⟨
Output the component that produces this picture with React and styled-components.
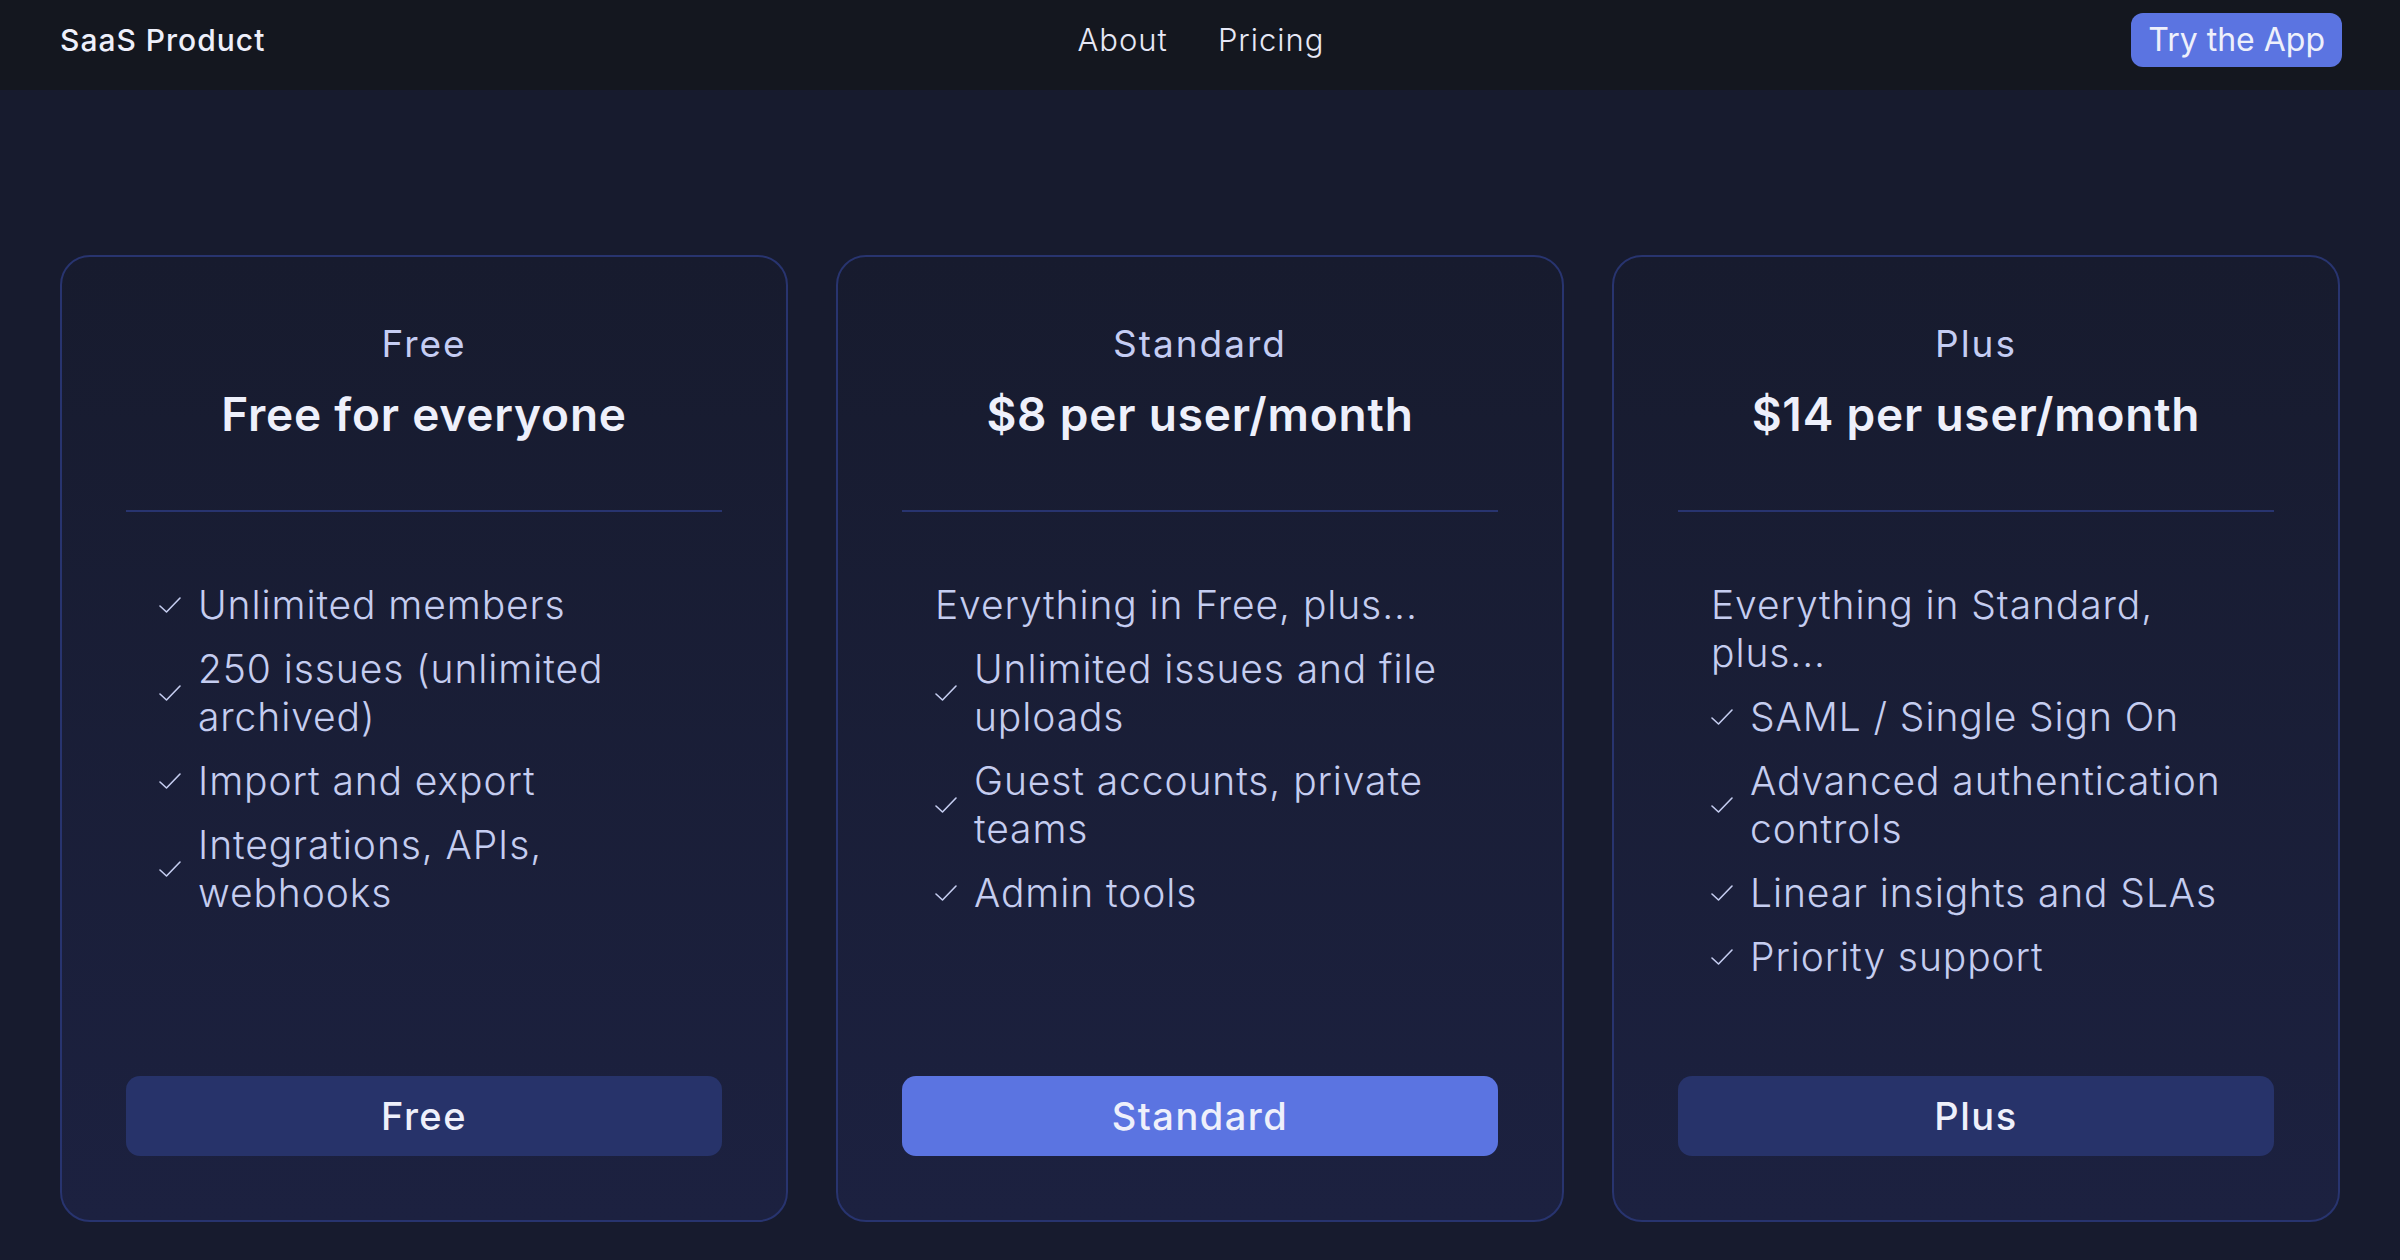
import React from "react";
import styled, { createGlobalStyle } from "styled-components";

const plans = [
  {
    name: "Free",
    price: "Free for everyone",
    features: [
      "Unlimited members",
      "250 issues (unlimited archived)",
      "Import and export",
      "Integrations, APIs, webhooks",
    ],
  },
  {
    name: "Standard",
    price: "$8 per user/month",
    intro: "Everything in Free, plus...",
    features: [
      "Unlimited issues and file uploads",
      "Guest accounts, private teams",
      "Admin tools",
    ],
    primary: true,
  },
  {
    name: "Plus",
    price: "$14 per user/month",
    intro: "Everything in Standard, plus...",
    features: [
      "SAML / Single Sign On",
      "Advanced authentication controls",
      "Linear insights and SLAs",
      "Priority support",
    ],
  },
];

function Check() {
  return (
    <CheckIcon viewBox="0 0 22 16" fill="none">
      <polyline
        points="1,9 7.5,15 21,1"
        stroke="currentColor"
        strokeWidth="1.6"
        strokeLinecap="round"
        strokeLinejoin="round"
      />
    </CheckIcon>
  );
}

export default function App() {
  return (
    <>
      <GlobalStyle />
      <Nav>
        <Brand>SaaS Product</Brand>
        <Links>
          <NavLink>About</NavLink>
          <NavLink>Pricing</NavLink>
        </Links>
        <TryButton>Try the App</TryButton>
      </Nav>

      <Main>
        <Grid>
          {plans.map((plan) => (
            <Card key={plan.name}>
              <Header>
                <PlanName>{plan.name}</PlanName>
                <Price>{plan.price}</Price>
              </Header>

              <Features>
                {plan.intro && <Intro>{plan.intro}</Intro>}
                {plan.features.map((f) => (
                  <Feature key={f}>
                    <Check />
                    <span>{f}</span>
                  </Feature>
                ))}
              </Features>

              <PlanButton $primary={plan.primary}>{plan.name}</PlanButton>
            </Card>
          ))}
        </Grid>
      </Main>
    </>
  );
}

/* ----------------------------- STYLED COMPONENTS ----------------------------- */

const GlobalStyle = createGlobalStyle`
  html, body {
    margin: 0;
    padding: 0;
    background: #171b2e;
  }
  body {
    font-family: Inter, "Noto Sans", sans-serif;
    color: #eef0fb;
  }
  * {
    box-sizing: border-box;
  }
`;

const Nav = styled.header`
  height: 90px;
  background: #14171f;
  display: grid;
  grid-template-columns: 1fr auto 1fr;
  align-items: center;
  padding: 0 58px 11px 60px;
`;

const Brand = styled.div`
  font-size: 30px;
  font-weight: 500;
  letter-spacing: 1px;
  color: #eef0fb;
`;

const Links = styled.nav`
  display: flex;
  gap: 50px;
`;

const NavLink = styled.a`
  font-size: 31px;
  font-weight: 300;
  letter-spacing: 1px;
  color: #e6e8f6;
  cursor: pointer;
`;

const TryButton = styled.button`
  justify-self: end;
  height: 54px;
  padding: 0 17px;
  border: none;
  border-radius: 12px;
  background: #5b74e1;
  color: #eef0fb;
  font-family: inherit;
  font-size: 32px;
  font-weight: 400;
  cursor: pointer;
`;

const Main = styled.main`
  padding: 165px 60px 38px;
`;

const Grid = styled.div`
  display: grid;
  grid-template-columns: repeat(3, 1fr);
  gap: 48px;
`;

const Card = styled.section`
  display: flex;
  flex-direction: column;
  height: 967px;
  padding: 64px;
  border: 2px solid #28346f;
  border-radius: 30px;
  background: linear-gradient(180deg, #171b2e 0%, #1c2140 100%);
`;

const Header = styled.div`
  display: flex;
  flex-direction: column;
  align-items: center;
  gap: 20px;
  padding: 1px 0 68px;
  border-bottom: 2px solid #28346f;
`;

const PlanName = styled.h3`
  margin: 0;
  font-size: 37px;
  line-height: 44px;
  font-weight: 400;
  letter-spacing: 2px;
  color: #c5cdf3;
`;

const Price = styled.h2`
  margin: 0;
  font-size: 46px;
  line-height: 56px;
  font-weight: 600;
  letter-spacing: 0.8px;
  color: #eef0fb;
`;

const Features = styled.ul`
  list-style: none;
  margin: 69px 0 0;
  padding: 0 32px 0 33px;
  display: flex;
  flex-direction: column;
  gap: 16px;
`;

const Intro = styled.li`
  font-size: 39px;
  line-height: 48px;
  font-weight: 300;
  letter-spacing: 0.9px;
  color: #c5cdf0;
`;

const Feature = styled.li`
  display: flex;
  align-items: center;
  gap: 17px;
  font-size: 39px;
  line-height: 48px;
  font-weight: 300;
  letter-spacing: 0.9px;
  color: #c5cdf0;
`;

const CheckIcon = styled.svg`
  flex: none;
  width: 22px;
  height: 16px;
`;

const PlanButton = styled.button`
  margin-top: auto;
  height: 80px;
  border: none;
  border-radius: 14px;
  background: ${(p) => (p.$primary ? "#5b74e1" : "#27336a")};
  color: #eef0fb;
  font-family: inherit;
  font-size: 38px;
  font-weight: 500;
  letter-spacing: 1.5px;
  cursor: pointer;
`;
⟩
Are you able to set down all the lines above exactly, without any pictures?

Output the component that produces this picture with React and styled-components.
import React from "react";
import styled, { createGlobalStyle } from "styled-components";

const plans = [
  {
    name: "Free",
    price: "Free for everyone",
    features: [
      "Unlimited members",
      "250 issues (unlimited archived)",
      "Import and export",
      "Integrations, APIs, webhooks",
    ],
  },
  {
    name: "Standard",
    price: "$8 per user/month",
    intro: "Everything in Free, plus...",
    features: [
      "Unlimited issues and file uploads",
      "Guest accounts, private teams",
      "Admin tools",
    ],
    primary: true,
  },
  {
    name: "Plus",
    price: "$14 per user/month",
    intro: "Everything in Standard, plus...",
    features: [
      "SAML / Single Sign On",
      "Advanced authentication controls",
      "Linear insights and SLAs",
      "Priority support",
    ],
  },
];

function Check() {
  return (
    <CheckIcon viewBox="0 0 22 16" fill="none">
      <polyline
        points="1,9 7.5,15 21,1"
        stroke="currentColor"
        strokeWidth="1.6"
        strokeLinecap="round"
        strokeLinejoin="round"
      />
    </CheckIcon>
  );
}

export default function App() {
  return (
    <>
      <GlobalStyle />
      <Nav>
        <Brand>SaaS Product</Brand>
        <Links>
          <NavLink>About</NavLink>
          <NavLink>Pricing</NavLink>
        </Links>
        <TryButton>Try the App</TryButton>
      </Nav>

      <Main>
        <Grid>
          {plans.map((plan) => (
            <Card key={plan.name}>
              <Header>
                <PlanName>{plan.name}</PlanName>
                <Price>{plan.price}</Price>
              </Header>

              <Features>
                {plan.intro && <Intro>{plan.intro}</Intro>}
                {plan.features.map((f) => (
                  <Feature key={f}>
                    <Check />
                    <span>{f}</span>
                  </Feature>
                ))}
              </Features>

              <PlanButton $primary={plan.primary}>{plan.name}</PlanButton>
            </Card>
          ))}
        </Grid>
      </Main>
    </>
  );
}

/* ----------------------------- STYLED COMPONENTS ----------------------------- */

const GlobalStyle = createGlobalStyle`
  html, body {
    margin: 0;
    padding: 0;
    background: #171b2e;
  }
  body {
    font-family: Inter, "Noto Sans", sans-serif;
    color: #eef0fb;
  }
  * {
    box-sizing: border-box;
  }
`;

const Nav = styled.header`
  height: 90px;
  background: #14171f;
  display: grid;
  grid-template-columns: 1fr auto 1fr;
  align-items: center;
  padding: 0 58px 11px 60px;
`;

const Brand = styled.div`
  font-size: 30px;
  font-weight: 500;
  letter-spacing: 1px;
  color: #eef0fb;
`;

const Links = styled.nav`
  display: flex;
  gap: 50px;
`;

const NavLink = styled.a`
  font-size: 31px;
  font-weight: 300;
  letter-spacing: 1px;
  color: #e6e8f6;
  cursor: pointer;
`;

const TryButton = styled.button`
  justify-self: end;
  height: 54px;
  padding: 0 17px;
  border: none;
  border-radius: 12px;
  background: #5b74e1;
  color: #eef0fb;
  font-family: inherit;
  font-size: 32px;
  font-weight: 400;
  cursor: pointer;
`;

const Main = styled.main`
  padding: 165px 60px 38px;
`;

const Grid = styled.div`
  display: grid;
  grid-template-columns: repeat(3, 1fr);
  gap: 48px;
`;

const Card = styled.section`
  display: flex;
  flex-direction: column;
  height: 967px;
  padding: 64px;
  border: 2px solid #28346f;
  border-radius: 30px;
  background: linear-gradient(180deg, #171b2e 0%, #1c2140 100%);
`;

const Header = styled.div`
  display: flex;
  flex-direction: column;
  align-items: center;
  gap: 20px;
  padding: 1px 0 68px;
  border-bottom: 2px solid #28346f;
`;

const PlanName = styled.h3`
  margin: 0;
  font-size: 37px;
  line-height: 44px;
  font-weight: 400;
  letter-spacing: 2px;
  color: #c5cdf3;
`;

const Price = styled.h2`
  margin: 0;
  font-size: 46px;
  line-height: 56px;
  font-weight: 600;
  letter-spacing: 0.8px;
  color: #eef0fb;
`;

const Features = styled.ul`
  list-style: none;
  margin: 69px 0 0;
  padding: 0 32px 0 33px;
  display: flex;
  flex-direction: column;
  gap: 16px;
`;

const Intro = styled.li`
  font-size: 39px;
  line-height: 48px;
  font-weight: 300;
  letter-spacing: 0.9px;
  color: #c5cdf0;
`;

const Feature = styled.li`
  display: flex;
  align-items: center;
  gap: 17px;
  font-size: 39px;
  line-height: 48px;
  font-weight: 300;
  letter-spacing: 0.9px;
  color: #c5cdf0;
`;

const CheckIcon = styled.svg`
  flex: none;
  width: 22px;
  height: 16px;
`;

const PlanButton = styled.button`
  margin-top: auto;
  height: 80px;
  border: none;
  border-radius: 14px;
  background: ${(p) => (p.$primary ? "#5b74e1" : "#27336a")};
  color: #eef0fb;
  font-family: inherit;
  font-size: 38px;
  font-weight: 500;
  letter-spacing: 1.5px;
  cursor: pointer;
`;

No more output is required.